AT&T and defendant Walla Walla, Washington, agree to the dismissal with prejudice, and without costs or fees to any party, of count II of AT&T’s Dec. 1 complaint challenging the city’s denial of AT&T’s application to build a 65-foot cell tower (see 2312040002), said their stipulated motion Tuesday (docket 4:23-cv-05162) in U.S. District Court for Eastern Washington in Richland. Count II alleges that the city's denial wasn’t supported by substantial evidence contained in a written record, as required by Section 332(c)(7)(B)(iii) of the Telecommunications Act.
U.S. District Judge Amy Totenberg for Northern Georgia in Atlanta ordered Roswell, Georgia, to "proceed expeditiously" in its search for a replacement expert witness after its original expert resigned abruptly from the case days before he was to testify at this week’s evidentiary hearing, said Totenberg’s signed order Monday (docket 1:10-cv-01464). Ronald Graiff had been Roswell’s expert witness on the case against T-Mobile since 2017, but he told the city Friday that his role was causing him too much stress and taking a toll on his physical and mental health, said a declaration Monday from the city’s counsel. Searching for a replacement expert as soon as possible “in Georgia and elsewhere” was necessary to comply with the “relevant disclosure rules,” and to allow plaintiff T-Mobile “a sufficient opportunity to depose the replacement,” said the order. The judge ruled in March that the FCC’s September 2018 small-cells declaratory ruling preempting aspects of local and municipal cell tower permit reviews is a “substantive rule” that shouldn’t be applied retroactively to Roswell’s 2017 denial of T-Mobile’s application to build a tower in a residential neighborhood (see 2303210036).
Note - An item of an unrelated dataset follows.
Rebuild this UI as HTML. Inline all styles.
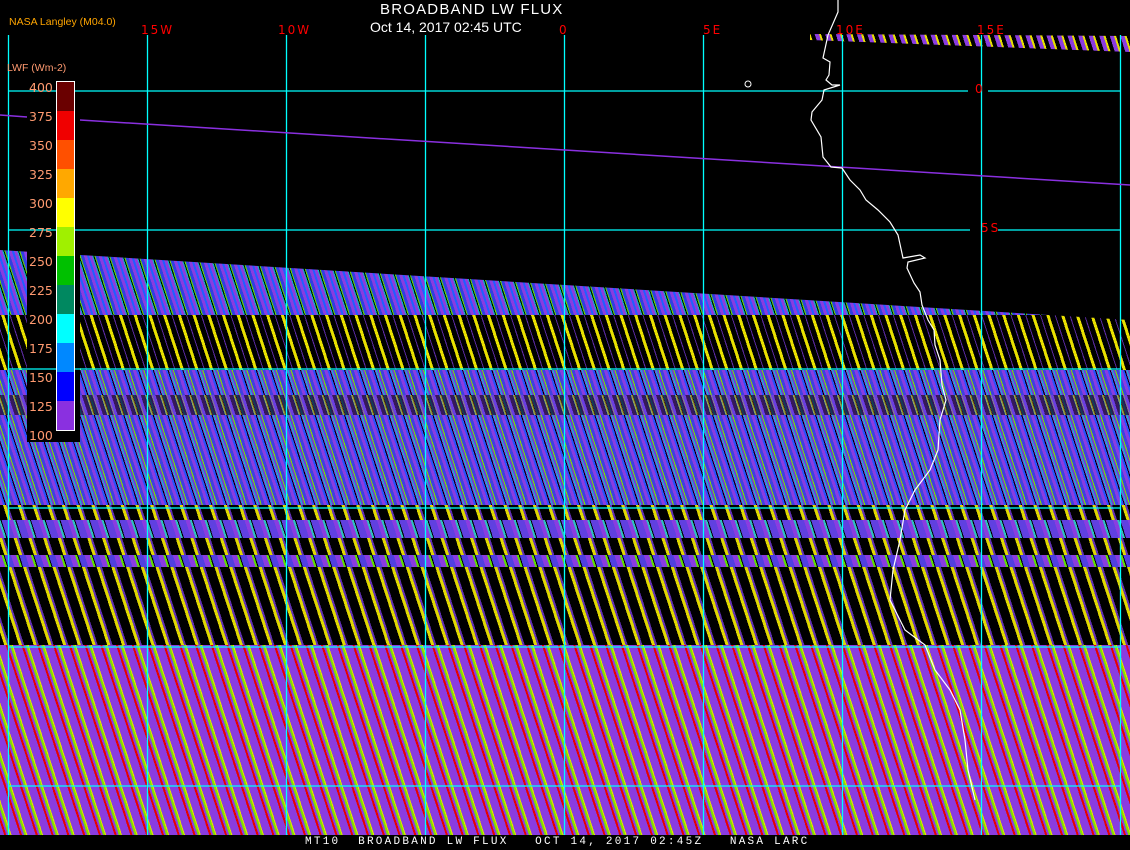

AT&T or agents it hired began installing utility lines and manholes sometime in April 2022 on property owned by Edward and Carolyn Schimmel, “without any permission to do so, and continued doing so after notified that they did not have permission to do so,” alleged the Schimmels’ complaint Monday (docket 2024CV0154) in the Court of Common Pleas in Wood County, Ohio. Demand has been made on AT&T to remove the installations, but AT&T has “refused and essentially ignored” those demands, said the complaint. When AT&T or its agents “wrongfully entered” the Northwood, Ohio, property on numerous occasions in April 2022, the Schimmels and city told them that no utility easement existed where they were working, said the complaint. The carrier or its agents caused damage to the land and to crops that were planted at that time, plus the loss of future crops and income, it said. AT&T has refused to reimburse the couple for that damage, it said. The company’s actions have taken a portion of the Schimmels’ property “out of farm production” and “essentially created a utility easement” on the property without compensating the couple, it said. As a result of those wrongful actions, the Schimmels have suffered monetary damages for legal fees, court costs, loss of equity and income and loss of use of the property in an amount exceeding $100,000, it said.
A court report and recommendation (R&R) that Crown Castle should be granted summary judgment against Oyster Bay, New York, on its claims that the town unlawfully blocked its applications to install 23 small wireless facilities in public rights of way (see 2401220028) was “well-reasoned,” said Crown Castle’s response Friday (docket 2:21-cv-06305) in U.S. District Court for Eastern New York in Central Islip. Each of U.S. Magistrate Judge Wicks’ “overarching” determinations, “has clear support in the undisputed evidentiary record in this case,” it said. Each, on its own, warrants an award of summary judgment in Crown Castle’s favor, it said. The town’s written denial of the company’s applications isn’t supported by substantial evidence on record, in violation of Section 332 of the Telecommunications Act, it said. Its denial effectively prohibited provision of wireless services, also in violation of Section 332, Crown Castle said. Oyster Bay’s denial also materially inhibits the ability of telecommunications providers like Crown Castle to compete in a fair and balanced legal and regulatory environment, and therefore has the effect of prohibiting the provisions of telecommunications services, in violation of the TCA’s Section 253, the response said. The town’s objections to Wicks’ R&R “should be rejected as without merit,” said Crown Castle. “They completely ignore the undisputed material facts of this case, are based upon an incorrect standard of law,” and are contrary to well-established 2nd Circuit precedent, it said. The objections “are nothing more than a smokescreen” to hide the fact that the undisputed facts and unambiguous case law set forth in the R&R “conclusively demonstrate” that Wicks’ conclusions “are well-grounded and have clear support in the record and in the law,” it said. Crown Castle asks that the court adopt the R&R in its entirety and grant summary judgment in the company's favor on all counts, it said.